** start GIVEN DATA **

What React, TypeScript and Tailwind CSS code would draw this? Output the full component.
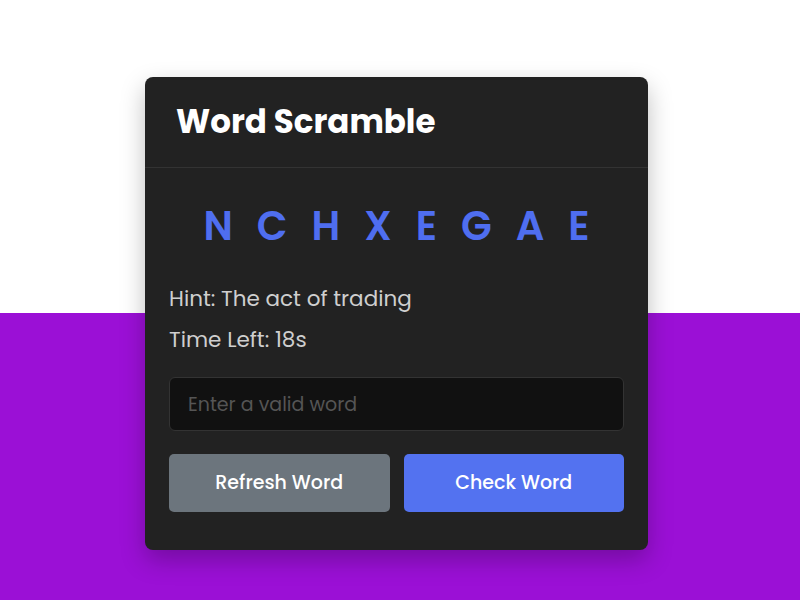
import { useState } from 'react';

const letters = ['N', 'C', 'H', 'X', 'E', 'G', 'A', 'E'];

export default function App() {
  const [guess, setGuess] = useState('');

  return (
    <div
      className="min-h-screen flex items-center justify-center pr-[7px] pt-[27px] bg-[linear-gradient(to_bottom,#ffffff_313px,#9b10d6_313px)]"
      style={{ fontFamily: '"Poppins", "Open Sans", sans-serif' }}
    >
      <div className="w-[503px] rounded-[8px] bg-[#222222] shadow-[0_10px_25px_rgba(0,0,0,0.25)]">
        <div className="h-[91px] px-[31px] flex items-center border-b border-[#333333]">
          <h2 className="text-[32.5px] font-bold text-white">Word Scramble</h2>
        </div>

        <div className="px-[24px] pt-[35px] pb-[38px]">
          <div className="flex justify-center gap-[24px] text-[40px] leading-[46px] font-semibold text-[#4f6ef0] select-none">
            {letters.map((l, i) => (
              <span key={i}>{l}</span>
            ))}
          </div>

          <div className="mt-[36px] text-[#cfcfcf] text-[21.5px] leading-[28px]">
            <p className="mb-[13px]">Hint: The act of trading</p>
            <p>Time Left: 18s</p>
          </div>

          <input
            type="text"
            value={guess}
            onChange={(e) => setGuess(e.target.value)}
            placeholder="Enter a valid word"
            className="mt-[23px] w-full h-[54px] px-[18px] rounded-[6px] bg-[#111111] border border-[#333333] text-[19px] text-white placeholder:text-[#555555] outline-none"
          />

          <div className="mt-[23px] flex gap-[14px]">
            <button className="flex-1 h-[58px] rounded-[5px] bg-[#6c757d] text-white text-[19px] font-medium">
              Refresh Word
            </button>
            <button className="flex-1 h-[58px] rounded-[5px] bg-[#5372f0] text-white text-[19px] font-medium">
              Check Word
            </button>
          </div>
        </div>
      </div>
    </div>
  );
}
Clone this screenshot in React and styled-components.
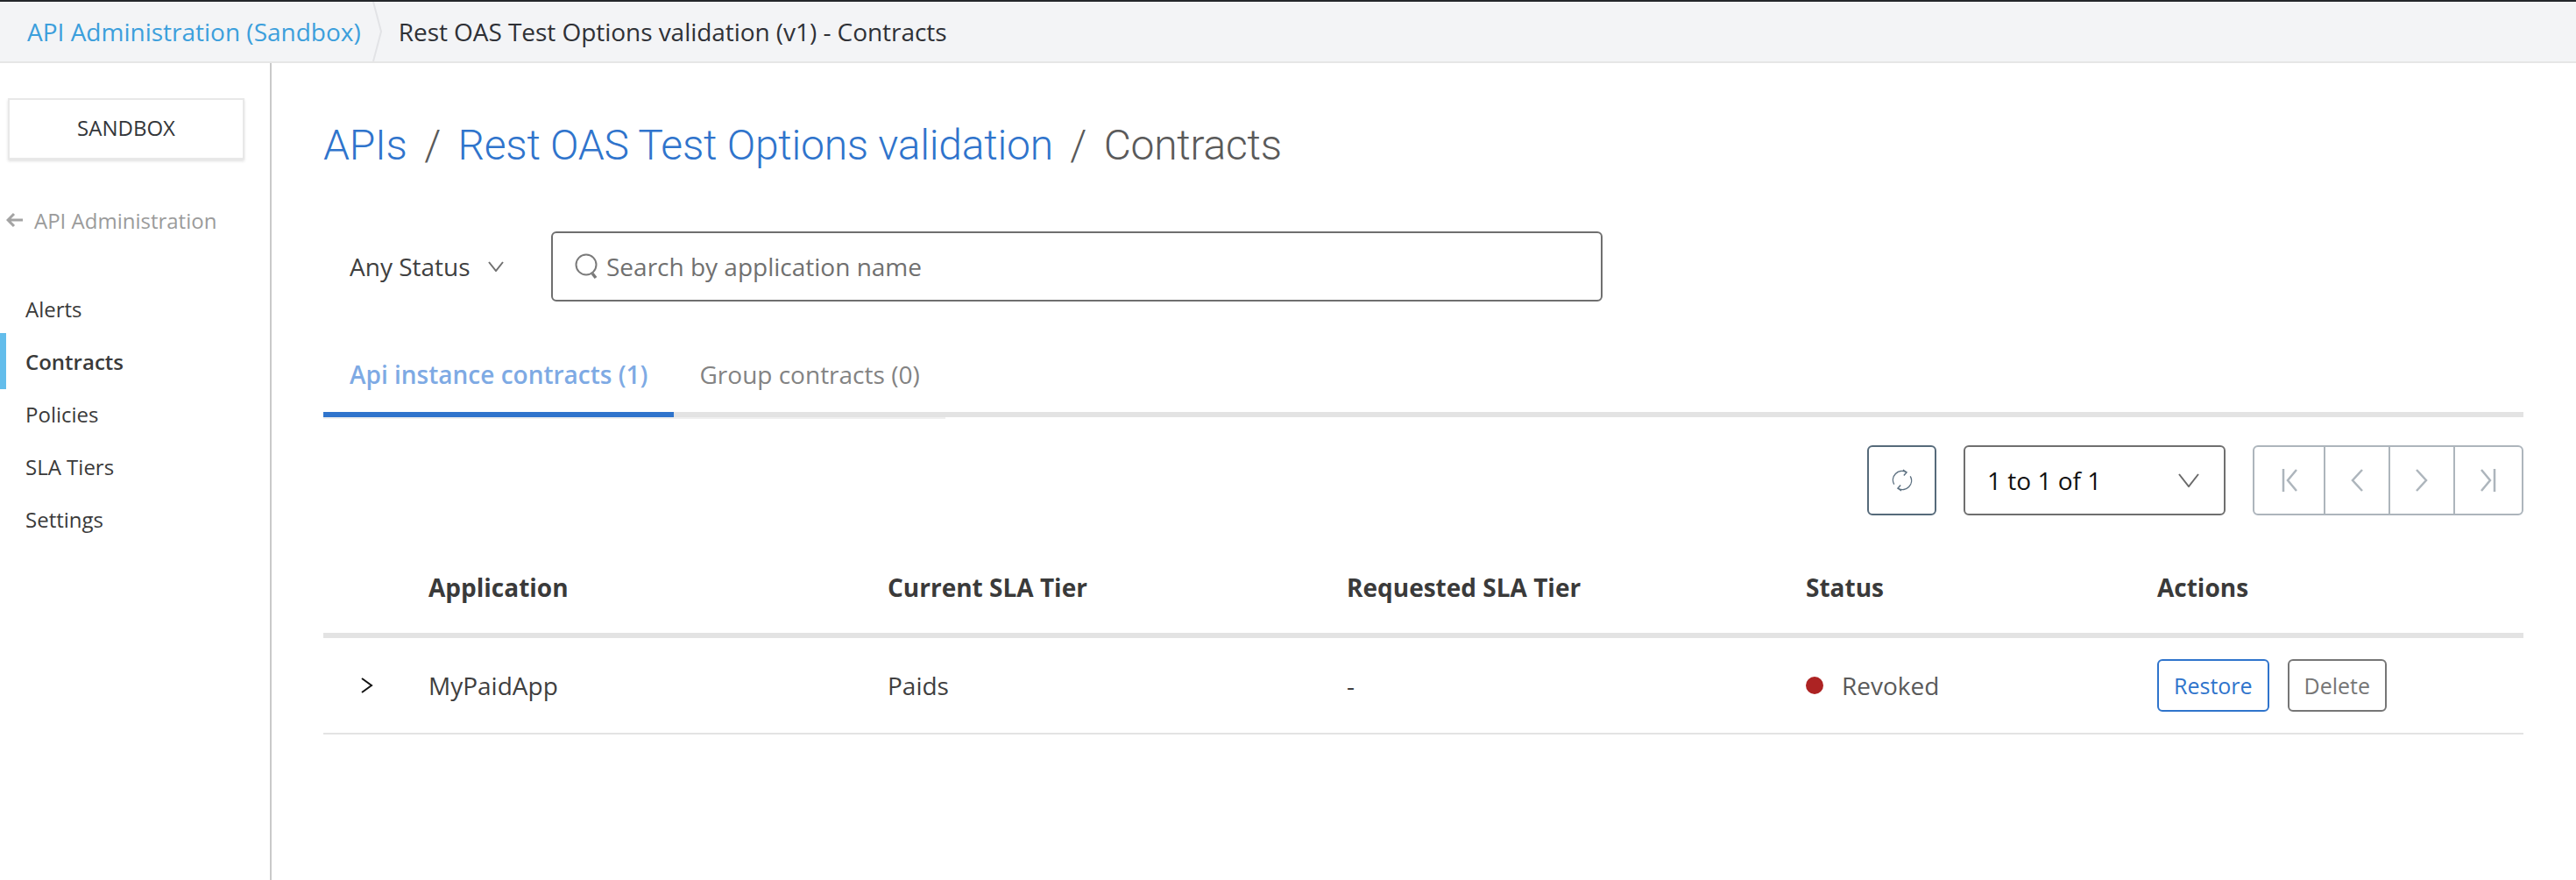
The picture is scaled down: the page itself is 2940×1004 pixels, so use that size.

** end GIVEN DATA **

PROBLEM:
Go through the listing above and write it all out exactly, leaving out any picture.

CORRECT ANSWER:
What React, TypeScript and Tailwind CSS code would draw this? Output the full component.
import { useState } from 'react';

const letters = ['N', 'C', 'H', 'X', 'E', 'G', 'A', 'E'];

export default function App() {
  const [guess, setGuess] = useState('');

  return (
    <div
      className="min-h-screen flex items-center justify-center pr-[7px] pt-[27px] bg-[linear-gradient(to_bottom,#ffffff_313px,#9b10d6_313px)]"
      style={{ fontFamily: '"Poppins", "Open Sans", sans-serif' }}
    >
      <div className="w-[503px] rounded-[8px] bg-[#222222] shadow-[0_10px_25px_rgba(0,0,0,0.25)]">
        <div className="h-[91px] px-[31px] flex items-center border-b border-[#333333]">
          <h2 className="text-[32.5px] font-bold text-white">Word Scramble</h2>
        </div>

        <div className="px-[24px] pt-[35px] pb-[38px]">
          <div className="flex justify-center gap-[24px] text-[40px] leading-[46px] font-semibold text-[#4f6ef0] select-none">
            {letters.map((l, i) => (
              <span key={i}>{l}</span>
            ))}
          </div>

          <div className="mt-[36px] text-[#cfcfcf] text-[21.5px] leading-[28px]">
            <p className="mb-[13px]">Hint: The act of trading</p>
            <p>Time Left: 18s</p>
          </div>

          <input
            type="text"
            value={guess}
            onChange={(e) => setGuess(e.target.value)}
            placeholder="Enter a valid word"
            className="mt-[23px] w-full h-[54px] px-[18px] rounded-[6px] bg-[#111111] border border-[#333333] text-[19px] text-white placeholder:text-[#555555] outline-none"
          />

          <div className="mt-[23px] flex gap-[14px]">
            <button className="flex-1 h-[58px] rounded-[5px] bg-[#6c757d] text-white text-[19px] font-medium">
              Refresh Word
            </button>
            <button className="flex-1 h-[58px] rounded-[5px] bg-[#5372f0] text-white text-[19px] font-medium">
              Check Word
            </button>
          </div>
        </div>
      </div>
    </div>
  );
}
Clone this screenshot in React and styled-components.
The picture is scaled down: the page itself is 2940×1004 pixels, so use that size.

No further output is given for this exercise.